By Tom Mattingly

For every action, there is an equal and opposite reaction. That’s what teachers have told us over the years.

In Moore County, if you did or said something Elizabeth Majors might not have liked, you were going to hear about it. That was just a fact of life. John Majors often called his mother a “fierce competitor.”

This was the same Elizabeth Majors whose name moved mountains in Lynchburg, who seemed to know everybody she met on the street.

CASE IN POINT: In the late 1980s, several UTAD staffers were visiting with Mrs. Majors one morning and offered to take her to lunch at “Miss Mary Bobo’s Boarding House” in nearby Lynchburg, a not-to-be-missed eatery.

A phone call followed, and the message came back clearly: “We’re full. There’s no more room.” An epiphany followed. Here came a critical question, almost out of desperation. “Would it help if we told you one member of our party was Elizabeth Majors?

The response was immediate and certain: ‘’We always have room for Elizabeth Majors.”

She was delightful, charming, well-mannered, and a host of other adjectives that indicated a life characterized by good manners and a genteel upbringing.

We found out two things. She could find her way to a table when all avenues seemed to be blocked. Once seated, Mrs. Majors could preside as no one else ever could.

Later that same day, we were at the local cemetery where headstones carried the names “Majors” and “Daniel,” among many others. The “Daniel” was local entrepreneur Jasper Newton (Jack) Daniel.

We were walking through the cemetery when she made a troubling discovery. She found out that the powers-that-be decided to cut down several trees, apparently without notice of any kind. Seeing the trees on the ground did not sit well with her. She lobbied everybody she could find and told us she was going to make a few calls about it. That turned out to be an understatement.

Seeing John Majors at practice a couple of days later, I mentioned the visit and his mother’s reaction to the demise of the trees. After excusing himself to attend to a seemingly important matter on the other side of the field, he returned and could only say that she had talked with him about it at great length. The operative words seemed to be “at great length.”

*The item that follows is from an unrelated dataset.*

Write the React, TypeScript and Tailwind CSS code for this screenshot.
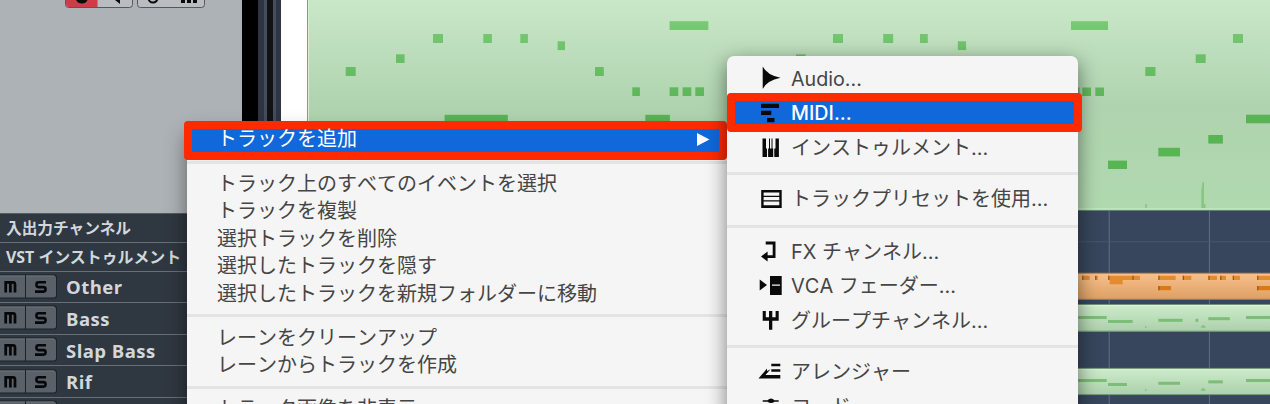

Fast forward a few years to the same cemetery after Mrs. Majors had died.

The funeral cortege had come down by Tim’s Ford from Winchester, with traffic in both directions pulling to the shoulder as a sign of respect. That’s vintage Middle Tennessee.

That doesn’t happen as much as it used to, but it’s still quite impressive when it does. In a moving tribute, school children stood at the cemetery entrance with hand over heart. She was a much-revered schoolteacher. This was one final tribute to a life well lived.

I reminded John Majors about the day the trees were cut down. He smiled, as only he could, and said, “That sure made her mad, didn’t it?” as he cast a pensive glance in the general direction where the trees once stood.

When you think about her impassioned defense of the trees in a Lynchburg cemetery, think about what might have happened had she known about a fellow named Harvey Updyke, now deceased, and his poisoning of the trees on Toomer’s Corner in Auburn, Ala.

That would not have been pretty.

Wherever Harvey had resided would have looked pretty good. He wouldn’t have wanted to have been anywhere in the same zip code with Elizabeth Majors.

A final thought. After the 1992 Memphis State game, played less than 24 hours after John had resigned as Tennessee head coach, she visited with her son outside the Vol dressing room, then walked up the ramp heading toward street level, by herself, alone with her thoughts and memories. You could likely have written a book based on what was going through her mind at that moment.

More than once, she had said she had given two sons to the University of Tennessee. One was William Bobo (Bill) Majors, who had died in the early morning hours of Oct. 18, 1965, in that car-train wreck just west of Knoxville. The other was John Terrill Majors.

She may have been short of stature, but she cast a long shadow over her community and the University of Tennessee.

There are uncounted thousands who are glad Elizabeth Majors was a part of their lives. We always have room for more memories of Elizabeth Majors.